After you scan an object and create the file, you can import it into your CAD/CAM software. Once you’ve got the object in the software you can start to design what parts you need that will work with this object. A good example of using a 3D scanner would be for an engine swap that needs a custom accessory-drive system. You can scan the engine bay to get dimensions and use that information to create parts to be 3D printed for test fitting.
The 3D scanner can also be used to scan a part that will be the base for another part you need for a project.
“Once you have the dimensions from the part, either by scan or manually measuring, it’s time to jump into the design, or ‘modeling’ of the part. Remember that just like a blueprint, the scanner only tells you where things are, but it does not output a file that is ready to be manufactured. The modeling of parts on a computer is called computer-aided design (CAD), and there are several free and paid options that have different strengths. Our favorite CAD software is Solidworks, but for personal use, Fusion360 or Sketchup are good low-cost starting points,” McCormack explains.

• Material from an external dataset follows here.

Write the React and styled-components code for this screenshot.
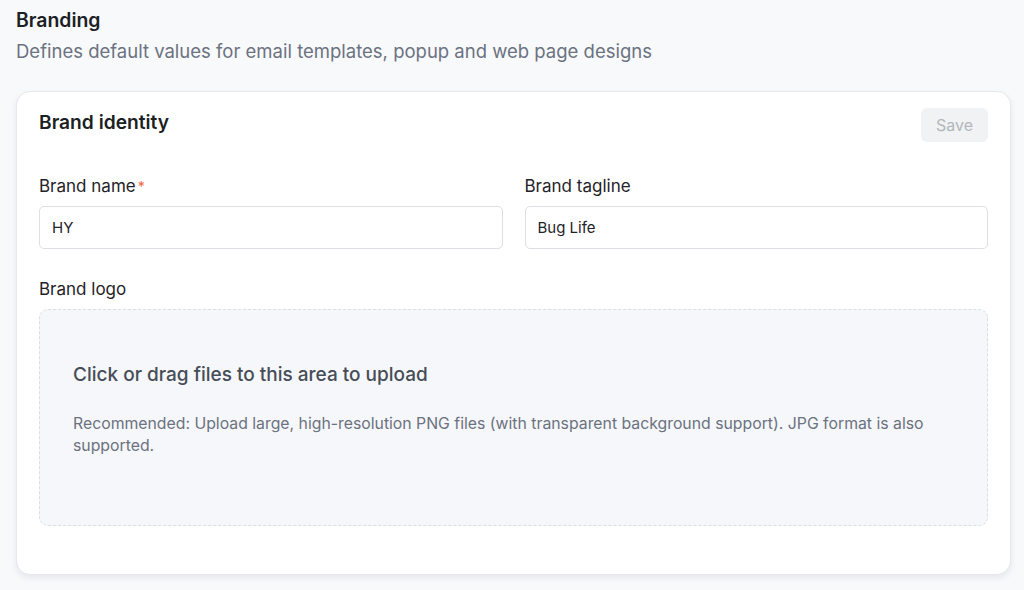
import React from 'react';
import styled, { createGlobalStyle } from 'styled-components';

const GlobalStyle = createGlobalStyle`
  * { box-sizing: border-box; }
  body {
    margin: 0;
    background: #f8f9fb;
    font-family: Inter, "Noto Sans", sans-serif;
    color: #1f2328;
    -webkit-font-smoothing: antialiased;
  }
`;

const Page = styled.div`
  padding: 8px 13px 16px 16px;
  height: 590px;
`;

const PageTitle = styled.h1`
  margin: 0;
  font-size: 19.4px;
  line-height: 24px;
  font-weight: 600;
  color: #1c1f24;
`;

const PageSubtitle = styled.p`
  margin: 7px 0 0;
  font-size: 18.5px;
  line-height: 24px;
  color: #6b7280;
`;

const Card = styled.section`
  margin-top: 28px;
  background: #fff;
  border: 1px solid #e6e8ec;
  border-radius: 14px;
  box-shadow: 0 3px 6px rgba(17, 24, 39, 0.08);
  padding: 16px 22px 48px;
`;

const CardHeader = styled.div`
  display: flex;
  justify-content: space-between;
  align-items: flex-start;
`;

const CardTitle = styled.h2`
  margin: 2px 0 0;
  font-size: 19.2px;
  line-height: 24px;
  font-weight: 600;
  color: #1c1f24;
`;

const SaveButton = styled.button`
  width: 67px;
  height: 34px;
  border: none;
  border-radius: 6px;
  background: #f0f2f4;
  color: #b3b7bd;
  font-family: inherit;
  font-size: 16px;
  cursor: not-allowed;
`;

const FieldRow = styled.div`
  display: grid;
  grid-template-columns: 1fr 1fr;
  gap: 22px;
  margin-top: 35px;
`;

const Field = styled.div`
  display: flex;
  flex-direction: column;
  gap: 10px;
  margin-top: ${p => (p.spaced ? '31px' : '0')};
`;

const Label = styled.label`
  font-size: 17px;
  line-height: 19px;
  color: #1f2328;
`;

const Required = styled.span`
  color: #f0643a;
  margin-left: 2px;
  font-size: 14px;
  vertical-align: top;
`;

const Input = styled.input`
  height: 43px;
  border: 1px solid #dcdfe4;
  border-radius: 5px;
  padding: 0 12px;
  font-family: inherit;
  font-size: 15px;
  color: #1f2328;
  background: #fff;
  outline: none;
`;

const DropZone = styled.div`
  height: 217px;
  border: 1px dashed #d9dde5;
  border-radius: 9px;
  background: #f6f7fa;
  padding: 52px 33px 0;
`;

const DropTitle = styled.div`
  font-size: 19px;
  line-height: 26px;
  font-weight: 500;
  color: #474d57;
`;

const DropHint = styled.div`
  margin-top: 25px;
  font-size: 15.8px;
  line-height: 22px;
  color: #6b7280;
`;

export default function App() {
  return (
    <>
      <GlobalStyle />
      <Page>
        <PageTitle>Branding</PageTitle>
        <PageSubtitle>Defines default values for email templates, popup and web page designs</PageSubtitle>
        <Card>
          <CardHeader>
            <CardTitle>Brand identity</CardTitle>
            <SaveButton disabled>Save</SaveButton>
          </CardHeader>
          <FieldRow>
            <Field>
              <Label>Brand name<Required>*</Required></Label>
              <Input defaultValue="HY" />
            </Field>
            <Field>
              <Label>Brand tagline</Label>
              <Input defaultValue="Bug Life" />
            </Field>
          </FieldRow>
          <Field spaced>
            <Label>Brand logo</Label>
            <DropZone>
              <DropTitle>Click or drag files to this area to upload</DropTitle>
              <DropHint>
                Recommended: Upload large, high-resolution PNG files (with transparent background support). JPG format is also supported.
              </DropHint>
            </DropZone>
          </Field>
        </Card>
      </Page>
    </>
  );
}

Technology has changed how things are made and there’s no reason you can’t take advantage of this at home in your garage or in a shop that builds performance vehicles. A 3D printer will open up a world of creative opportunities that are only limited by your imagination and willingness to learn something new. So, if you’re feeling creative and adventurous in the shop, a 3D printer could be something you want to invest in to take your projects to a new level.